Art. 4. Tout voyageur affirme en montant à bord qu'il n'emporte avec lui aucune matière inflammable,

Art. 5. Tout voyageur accepte, par le fait seul de sa présence à bord, sa part d'entière et parfaite coopération à toutes les manœuvres, et se soumet à toutes les nécessités du service, sur toute et première réquisition du capitaine.—Il ne peut à terre s'écarter de l'aérostat sans autorisation, ni se retirer définitivement sans congé dûment acquis.

Art. 6. Le silence doit être absolu au commandement du capitaine. Ce silence est de rigueur pendant toute manœuvre.

Art. 7. Les vivres ou boissons quelconques qui pourraient être apportés par l'un des voyageurs sont déposés à la cantine commune. Le capitaine a la clef de la cantine et détermine les distributions.—Les vivres ne sont dus aux passagers qu'à bord seulement.

Art. 8. La durée des voyages n'est jamais limitée. L'appréciation seule du capitaine décide de la limite. Cette même et unique appréciation décide sans appel de la mise à terre d'un ou de plusieurs voyageurs dans le courant du voyage.

Art. 9. Tous jeux sont interdits à bord.

Art. 10. Il est rigoureusement interdit à tout voyageur de délester de quoi que ce soit le bord sous aucun prétexte.

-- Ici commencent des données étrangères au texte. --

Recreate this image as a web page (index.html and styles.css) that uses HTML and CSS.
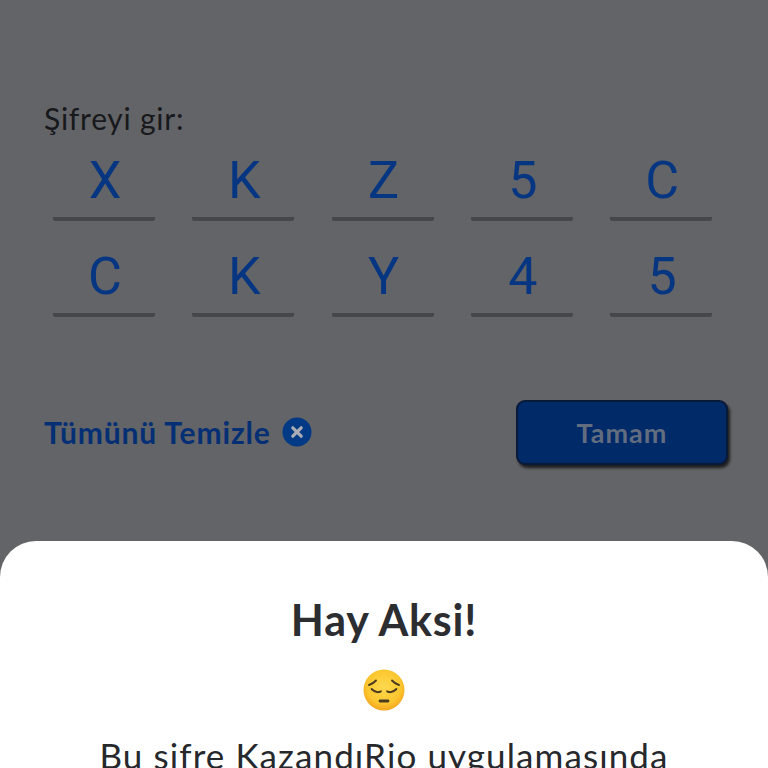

Art. 11. Le bagage total de chaque voyageur ne peut excéder en poids 15 kilog., et en volume celui d'un très-petit sac de nuit.

Art. 12. Sauf de très-rares exceptions, dont le capitaine seul a l'appréciation, il est absolument interdit de fumer à bord et à terre en dedans de l'enceinte qui entoure le ballon.

Aucune de ces dispositions n'étant indifférente, et la moindre infraction, si puérile qu'elle paraisse, pouvant compromettre la vie de l'équipage, il est ici rappelé de nouveau que c'est à la conscience et à l'honneur de chaque voyageur qu'est confié le respect du présent règlement.

Paris, 3 octobre 1863 (veille du premier départ du GÉANT).

Un article important avait été omis. Je ne l'oubliai,—j'en ai les nombreux témoignages,—vis-à-vis d'aucun des voyageurs de mes deux ascensions.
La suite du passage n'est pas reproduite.